I want to join two table with mongo-spark-connector, I was using withPipeline(Seq(Document.parse(“{$lookup:….. but isn’t working.
Hi Nam,
I’ve just tested the use of aggregation operator $lookup with mongo-spark-connector v1.1.0, MongoDB v3.2 and Apache Spark 1.6.2 as below successfully:
val orders = MongoSpark.load(sc, ReadConfig(Map("collection" -> "orders", "database"->"databaseName"), Some(ReadConfig(sc))))
val aggResult = orders.withPipeline(Seq(Document.parse("{$lookup:{from:'inventory', localField:'item', foreignField:'sku', as:'inventory_docs'}}") ))
aggResult.foreach(println)
The example collections and documents above is based on $lookup examples in the manual.
Note that $lookup is a new aggregation operator in MongoDB v3.2+.
If you are still having issue with performing $lookup through withPipeline, could you provide:
Regards,
Wan.
I’m using spark version 2.0.0, mongo-spark-connector version 2.0.0-rc0, MongoDB version 3.2
Hi Nam,
How do you execute your code ?
Using your collections example and environment above, below are examples to perform $lookup aggregation from Apache Spark with mongo-spark-connector.
If you’re running the code via spark-submit, then you could construct SparkContext as example below:
val conf = new SparkConf()
.setMaster("local")
.setAppName("lookupExample")
.set("spark.mongodb.input.uri", "mongodb://host:port/TEMP.Student")
val sc = new SparkContext(conf)
val students = MongoSpark.load(sc)
val aggResult = students.withPipeline(Seq(Document.parse("{$lookup:{from:'Address', localField:'std_id', foreignField:'id', as:'studentAddress'}}") ))

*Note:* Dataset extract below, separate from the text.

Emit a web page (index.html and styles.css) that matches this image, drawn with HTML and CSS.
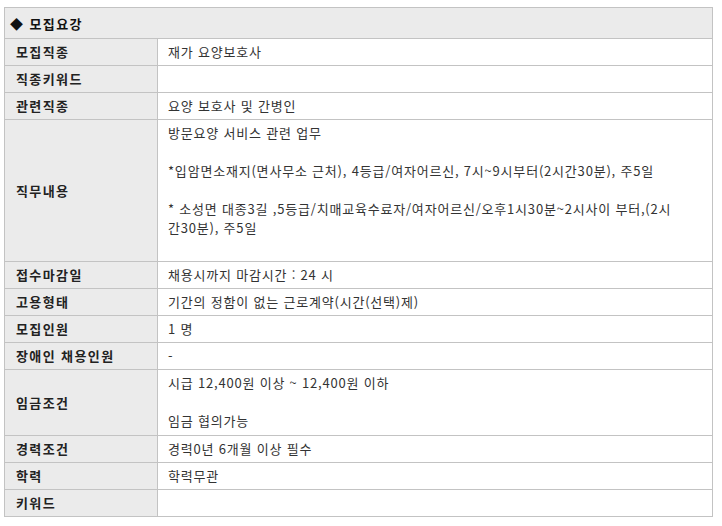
FILE: index.html
```html
<!DOCTYPE html>
<html lang="ko">
<head>
<meta charset="utf-8">
<title>모집요강</title>
<link rel="stylesheet" href="styles.css">
</head>
<body>
<div class="wrap">
<table class="info">
  <colgroup><col class="col-label"><col class="col-value"></colgroup>
  <tr class="head"><th colspan="2">◆ 모집요강</th></tr>
  <tr><th>모집직종</th><td>재가 요양보호사</td></tr>
  <tr><th>직종키워드</th><td></td></tr>
  <tr><th>관련직종</th><td>요양 보호사 및 간병인</td></tr>
  <tr class="job"><th>직무내용</th><td class="multi">방문요양 서비스 관련 업무<br><br>*입암면소재지(면사무소 근처), 4등급/여자어르신, 7시~9시부터(2시간30분), 주5일<br><br>* 소성면 대종3길 ,5등급/치매교육수료자/여자어르신/오후1시30분~2시사이 부터,(2시<br>간30분), 주5일<br><br></td></tr>
  <tr><th>접수마감일</th><td>채용시까지 마감시간 : 24 시</td></tr>
  <tr><th>고용형태</th><td>기간의 정함이 없는 근로계약(시간(선택)제)</td></tr>
  <tr><th>모집인원</th><td>1 명</td></tr>
  <tr><th>장애인 채용인원</th><td>-</td></tr>
  <tr class="pay"><th>임금조건</th><td class="multi">시급 12,400원 이상 ~ 12,400원 이하<br><br>임금 협의가능</td></tr>
  <tr><th>경력조건</th><td>경력0년 6개월 이상 필수</td></tr>
  <tr><th>학력</th><td>학력무관</td></tr>
  <tr><th>키워드</th><td></td></tr>
</table>
</div>
</body>
</html>
```
FILE: styles.css
```css
html, body {
  margin: 0;
  padding: 0;
  background: #ffffff;
}
.wrap {
  padding: 7px 0 0 4px;
}
.info {
  width: 709px;
  border-collapse: collapse;
  table-layout: fixed;
  font-family: "Noto Sans CJK KR", "Noto Sans", sans-serif;
  font-size: 13px;
  line-height: 19px;
  color: #333333;
}
.col-label {
  width: 153px;
}
.info th, .info td {
  border: 1px solid #c3c3c3;
  padding: 3px 10px 4px 10px;
  vertical-align: middle;
  text-align: left;
  height: 19px;
}
.info td {
  letter-spacing: 0.8px;
  font-weight: 400;
  color: #333333;
}
.info th {
  padding-left: 11px;
  background: #ebebeb;
  font-size: 13px;
  font-weight: 700;
  letter-spacing: 1.4px;
  color: #222222;
}
.info .head th {
  height: 20px;
  padding: 5px 5px 5px 5px;
  background: #ebebeb;
  color: #111111;
}
.info td.multi {
  white-space: nowrap;
}
.info .job td {
  padding-bottom: 5px;
}
.info .pay td {
  padding-bottom: 5px;
}
```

aggResult.foreach(println)
If you’re running the code via spark-shell, you could specify conf params as below example:
spark-shell --conf "spark.mongodb.input.uri=mongodb://host:port/TEMP.students" --packages org.mongodb.spark:mongo-spark-connector_2.11:2.0.0-rc0
Execute your lookup aggregation within the spark-shell , as below:
val students = MongoSpark.load(sc)
val aggResult = students.withPipeline(Seq(Document.parse("{$lookup:{from:'Address', localField:'std_id', foreignField:'id', as:'studentAddress'}}") ))
aggResult.foreach(println)
See Initialising SparkContext for more information.
Note that the examples above assumes that your $lookup aggregation is valid for your collections. i.e. localField value connects to the foreignField value . See $lookup (aggregation) for information on the operator itself.
Regards,
Wan.